- **WRITTEN REQUEST**
Repeat the listing that follows, character for character, minus the pictures.

+++ GIVEN DATA +++

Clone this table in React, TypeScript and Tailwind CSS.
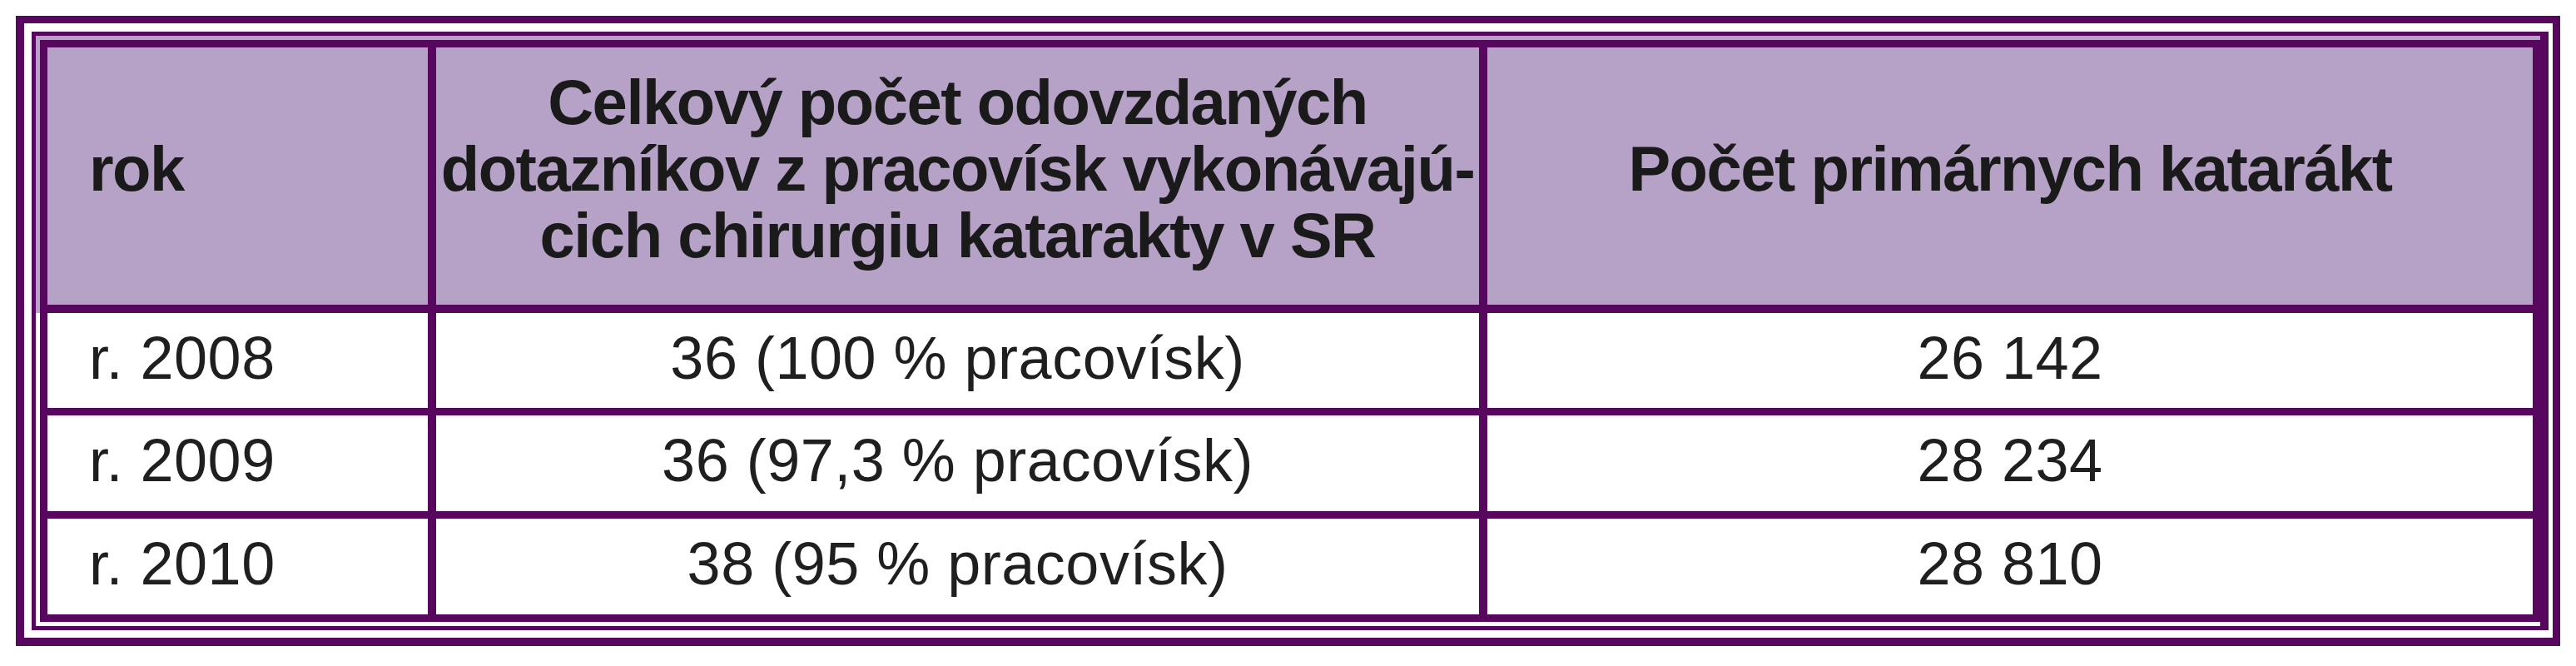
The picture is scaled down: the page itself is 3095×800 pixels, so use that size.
const rows = [
  { year: "r. 2008", count: "36 (100 % pracovísk)", total: "26 142" },
  { year: "r. 2009", count: "36 (97,3 % pracovísk)", total: "28 234" },
  { year: "r. 2010", count: "38 (95 % pracovísk)", total: "28 810" },
];

export default function App() {
  return (
    <div className="w-[3095px] h-[800px] bg-white pt-[19px] pl-[19px] font-['Liberation_Sans',Arial,sans-serif]">
      {/* outer frame */}
      <div className="flex w-[3057px] h-[757px] bg-white border-[#57075e] border-t-[9px] border-l-[10px] border-r-[9px] border-b-[10px] pt-[10px] pl-[9px] pr-[5px] pb-[9px]">
        {/* table frame */}
        <div className="flex flex-1 flex-col border-[#57075e] border-t-[5px] border-l-[5px] border-r-[10px] border-b-[5px]">
          {/* header */}
          <div className="bg-[#b5a2c6] pt-[5px] pl-[5px]">
            <div className="grid grid-cols-[467px_1263px_1fr] h-[328px] border-[#57075e] border-t-[9px] border-l-[9px] border-r-[9px] border-b-[10px] text-[76px] leading-[80px] font-bold tracking-[-1.5px] text-[#1a1a1a]">
              <div className="flex items-center pl-[50px] pb-[18px] border-r-[10px] border-[#57075e]">
                rok
              </div>
              <div className="flex flex-col items-center justify-center pb-[18px] border-r-[10px] border-[#57075e] whitespace-nowrap text-center">
                <span>Celkový počet odovzdaných</span>
                <span>dotazníkov z pracovísk vykonávajú-</span>
                <span>cich chirurgiu katarakty v SR</span>
              </div>
              <div className="flex items-center justify-center pb-[18px] whitespace-nowrap">
                Počet primárnych katarákt
              </div>
            </div>
          </div>

          {/* body rows */}
          {rows.map((row, idx) => (
            <div
              key={row.year}
              className={idx === rows.length - 1 ? "bg-white pl-[5px] pb-[5px]" : "bg-white pl-[5px]"}
            >
              <div
                className={
                  idx === 0
                    ? "grid grid-cols-[467px_1263px_1fr] h-[123px] border-[#57075e] border-l-[9px] border-r-[9px] border-b-[9px] text-[72px] tracking-[0.5px] text-[#1f1f1f]"
                    : "grid grid-cols-[467px_1263px_1fr] h-[124px] border-[#57075e] border-l-[9px] border-r-[9px] border-b-[9px] text-[72px] tracking-[0.5px] text-[#1f1f1f]"
                }
              >
                <div className="flex items-center pl-[50px] pb-[10px] border-r-[10px] border-[#57075e]">
                  {row.year}
                </div>
                <div className="flex items-center justify-center pb-[10px] border-r-[10px] border-[#57075e] whitespace-nowrap">
                  {row.count}
                </div>
                <div className="flex items-center justify-center pb-[10px] whitespace-nowrap">
                  {row.total}
                </div>
              </div>
            </div>
          ))}
        </div>
      </div>
    </div>
  );
}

+++

- **PROBLEM SOLUTION**
Clone this table in React, TypeScript and Tailwind CSS.
The picture is scaled down: the page itself is 3095×800 pixels, so use that size.
const rows = [
  { year: "r. 2008", count: "36 (100 % pracovísk)", total: "26 142" },
  { year: "r. 2009", count: "36 (97,3 % pracovísk)", total: "28 234" },
  { year: "r. 2010", count: "38 (95 % pracovísk)", total: "28 810" },
];

export default function App() {
  return (
    <div className="w-[3095px] h-[800px] bg-white pt-[19px] pl-[19px] font-['Liberation_Sans',Arial,sans-serif]">
      {/* outer frame */}
      <div className="flex w-[3057px] h-[757px] bg-white border-[#57075e] border-t-[9px] border-l-[10px] border-r-[9px] border-b-[10px] pt-[10px] pl-[9px] pr-[5px] pb-[9px]">
        {/* table frame */}
        <div className="flex flex-1 flex-col border-[#57075e] border-t-[5px] border-l-[5px] border-r-[10px] border-b-[5px]">
          {/* header */}
          <div className="bg-[#b5a2c6] pt-[5px] pl-[5px]">
            <div className="grid grid-cols-[467px_1263px_1fr] h-[328px] border-[#57075e] border-t-[9px] border-l-[9px] border-r-[9px] border-b-[10px] text-[76px] leading-[80px] font-bold tracking-[-1.5px] text-[#1a1a1a]">
              <div className="flex items-center pl-[50px] pb-[18px] border-r-[10px] border-[#57075e]">
                rok
              </div>
              <div className="flex flex-col items-center justify-center pb-[18px] border-r-[10px] border-[#57075e] whitespace-nowrap text-center">
                <span>Celkový počet odovzdaných</span>
                <span>dotazníkov z pracovísk vykonávajú-</span>
                <span>cich chirurgiu katarakty v SR</span>
              </div>
              <div className="flex items-center justify-center pb-[18px] whitespace-nowrap">
                Počet primárnych katarákt
              </div>
            </div>
          </div>

          {/* body rows */}
          {rows.map((row, idx) => (
            <div
              key={row.year}
              className={idx === rows.length - 1 ? "bg-white pl-[5px] pb-[5px]" : "bg-white pl-[5px]"}
            >
              <div
                className={
                  idx === 0
                    ? "grid grid-cols-[467px_1263px_1fr] h-[123px] border-[#57075e] border-l-[9px] border-r-[9px] border-b-[9px] text-[72px] tracking-[0.5px] text-[#1f1f1f]"
                    : "grid grid-cols-[467px_1263px_1fr] h-[124px] border-[#57075e] border-l-[9px] border-r-[9px] border-b-[9px] text-[72px] tracking-[0.5px] text-[#1f1f1f]"
                }
              >
                <div className="flex items-center pl-[50px] pb-[10px] border-r-[10px] border-[#57075e]">
                  {row.year}
                </div>
                <div className="flex items-center justify-center pb-[10px] border-r-[10px] border-[#57075e] whitespace-nowrap">
                  {row.count}
                </div>
                <div className="flex items-center justify-center pb-[10px] whitespace-nowrap">
                  {row.total}
                </div>
              </div>
            </div>
          ))}
        </div>
      </div>
    </div>
  );
}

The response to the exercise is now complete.